A friend of mine who has been in my life for over 25 years asked me yesterday (on my birthday) if I hope to be still living when there is a cure for mental illness. At first I was caught off guard as it was unusual for him to say such a thing but instead of letting the disappointment take over me…I simply said no. I knew that no matter how much I wanted him to understand that he would not as obviously he already considers that I am not who I once was, which is partially true. In order to “cure” me of my mental illness it would require changing who I am. Yes, I despise my illness but I do not wish I were someone that I am not. Instead of hoping for a “cure” for mental illness. How about dream and hope for a cure that doesn’t require changing who someone is? The only cure I hope for regarding mental illness is a cure for the stigma against us.
Next week will be one year since I endured yet another biopsy and was subsequently diagnosed with cancer for the second time. With the amount of chemotherapy, radiation and radioactive iodine I have had pumped into my veins, swallowed, and zapped into my body …I am sure it will not be the last. Each treatment comes with great risks of a different cancer than prescribed to treat.
Years from now, whether it’s 20, 30, 40, or 50, there will be a cure for cancer (it is my belief that it is already here). When that time comes remember all those who did not make it out alive. Remember the ones who did. Remember the children, wives, husbands, mothers, fathers, girlfriends, boyfriends, brothers, sisters, friends, aunts, uncles, cousins and sometimes complete strangers who spent so much of their time worried about us. For it was those people, our loved ones, who watched us struggle through the weakness, the weight loss, vomit, nausea, calcified salivary glands, skin burns, diarrhea, hair loss, loss of smell, loss of taste, pain in our limbs, muscle cramps, loss of sleep – especially on all nights we had to change our bed linens from all the night sweats, and all of the days when it is hard for us to even see because our eyes constantly water from the dry eyes side effect of the treatment we chose for a chance to live. Also don’t forget the times we triumphed.
All the wives, husbands, girlfriends and boyfriends who took a great risk to love us and give us their time …remember them for they are truly courageous. Remember those who extended an invitation to sit through treatment with us or to drive us to our appointments. Remember them as they knew (even if we didn’t at times) that the strength of our minds was not overpowered by our physical weakness. Remember how their love didn’t let us give up. When we asked if there was a reason to live…you showed us that yes there was a reason to survive until there was no hope left for a life full of quality. You helped us be at peace with that decision when the time came.

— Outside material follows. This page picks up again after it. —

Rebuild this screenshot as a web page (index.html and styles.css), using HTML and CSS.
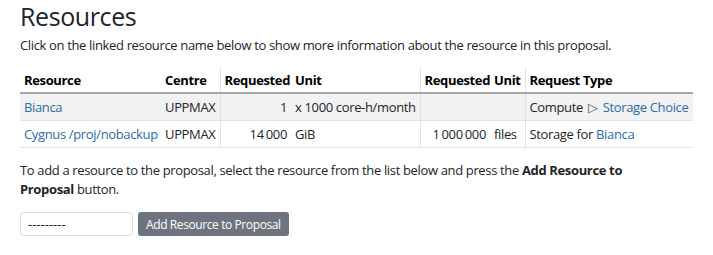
FILE: index.html
```
<!DOCTYPE html>
<html lang="en">
<head>
    <meta charset="UTF-8">
    <meta name="viewport" content="width=device-width, initial-scale=1.0">
    <title>Resources</title>
    <link rel="stylesheet" href="styles.css">
</head>
<body>
    <div class="container">
        <h3>Resources</h3>
        <p class="intro">Click on the linked resource name below to show more information about the resource in this proposal.</p>

        <table class="resources">
            <colgroup>
                <col class="w-res">
                <col class="w-centre">
                <col class="w-req">
                <col class="w-unit">
                <col class="w-req2">
                <col class="w-unit2">
                <col>
            </colgroup>
            <thead>
                <tr>
                    <th>Resource</th>
                    <th>Centre</th>
                    <th class="num sep">Requested</th>
                    <th>Unit</th>
                    <th class="num sep">Requested</th>
                    <th>Unit</th>
                    <th class="sep">Request Type</th>
                </tr>
            </thead>
            <tbody>
                <tr class="odd">
                    <td><a href="#">Bianca</a></td>
                    <td>UPPMAX</td>
                    <td class="num sep">1</td>
                    <td>x 1000 core-h/month</td>
                    <td class="num sep"></td>
                    <td></td>
                    <td class="sep">Compute <span class="arrow">&#9655;</span> <a href="#">Storage Choice</a></td>
                </tr>
                <tr>
                    <td><a href="#">Cygnus /proj/nobackup</a></td>
                    <td>UPPMAX</td>
                    <td class="num sep">14<span class="thin"></span>000</td>
                    <td>GiB</td>
                    <td class="num sep">1<span class="thin"></span>000<span class="thin"></span>000</td>
                    <td>files</td>
                    <td class="sep">Storage for <a href="#">Bianca</a></td>
                </tr>
            </tbody>
        </table>

        <p class="add-help">To add a resource to the proposal, select the resource from the list below and press the <b>Add Resource to Proposal</b> button.</p>

        <form class="add-form" onsubmit="return false">
            <select class="res-select">
                <option>---------</option>
            </select>
            <button class="btn">Add Resource to Proposal</button>
        </form>
    </div>
</body>
</html>
```

FILE: styles.css
```
body {
    font-family: "Open Sans", "Liberation Sans", sans-serif;
    font-size: 13px;
    letter-spacing: -0.35px;
    color: #212529;
    margin: 0;
    padding: 0;
    background: #fff;
}

.container {
    padding: 1px 20px 0 20px;
}

h3 {
    font-size: 25px;
    font-weight: 500;
    line-height: 1.2;
    letter-spacing: -0.4px;
    margin: 0 0 5px 0;
}

p {
    margin: 0;
    line-height: 19px;
}

a {
    color: #2b6ca8;
    text-decoration: none;
}

.intro {
    margin-bottom: 12px;
}

table.resources {
    width: 100%;
    border-collapse: collapse;
    table-layout: fixed;
}

.w-res { width: 141px; }
.w-centre { width: 59px; }
.w-req { width: 71px; }
.w-unit { width: 129px; }
.w-req2 { width: 70px; }
.w-unit2 { width: 35px; }

.resources th {
    text-align: left;
    font-weight: bold;
    color: #000;
    padding: 4px 4px 3px 4px;
    border-bottom: 2px solid #a6a6a6;
    white-space: nowrap;
}

.resources td {
    padding: 3px 4px 4px 4px;
    height: 19px;
    border-bottom: 1px solid #dee2e6;
    white-space: nowrap;
}

.resources tr.odd td {
    background: #f2f2f2;
}

.resources .sep {
    border-left: 1px solid #dee2e6;
}

.resources .num {
    text-align: right;
}

.thin {
    display: inline-block;
    width: 2px;
}

.arrow {
    color: #555b61;
    font-size: 13px;
    margin: 0 2px;
}

.add-help {
    margin-top: 13px;
    max-width: 620px;
}

.add-form {
    display: flex;
    gap: 5px;
    margin-top: 13px;
}

.res-select {
    appearance: none;
    -webkit-appearance: none;
    width: 113px;
    height: 24px;
    border: 1px solid #dcdde2;
    border-radius: 4px;
    background: #fff;
    font-family: inherit;
    font-size: 13px;
    color: #212529;
    padding: 0 7px;
}

.btn {
    height: 24px;
    border: none;
    border-radius: 3px;
    background-color: #6c757d;
    color: #fff;
    font-family: inherit;
    font-size: 12px;
    letter-spacing: -0.4px;
    padding: 0 8px;
    cursor: pointer;
}
```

So I ask of you… 20, 30, 40, or 50 years from now when there is a cure for cancer, celebrate for me and all of those afflicted by this terrible disease. A cure for the term “cancer” is interchangeable with many other diseases such as Alzheimer’s, but for me mental illness is not one of them. If ever there is a “cure” for mental illness, I hope that I will no longer be here for the world will definitely lose it’s color …if you know what I mean.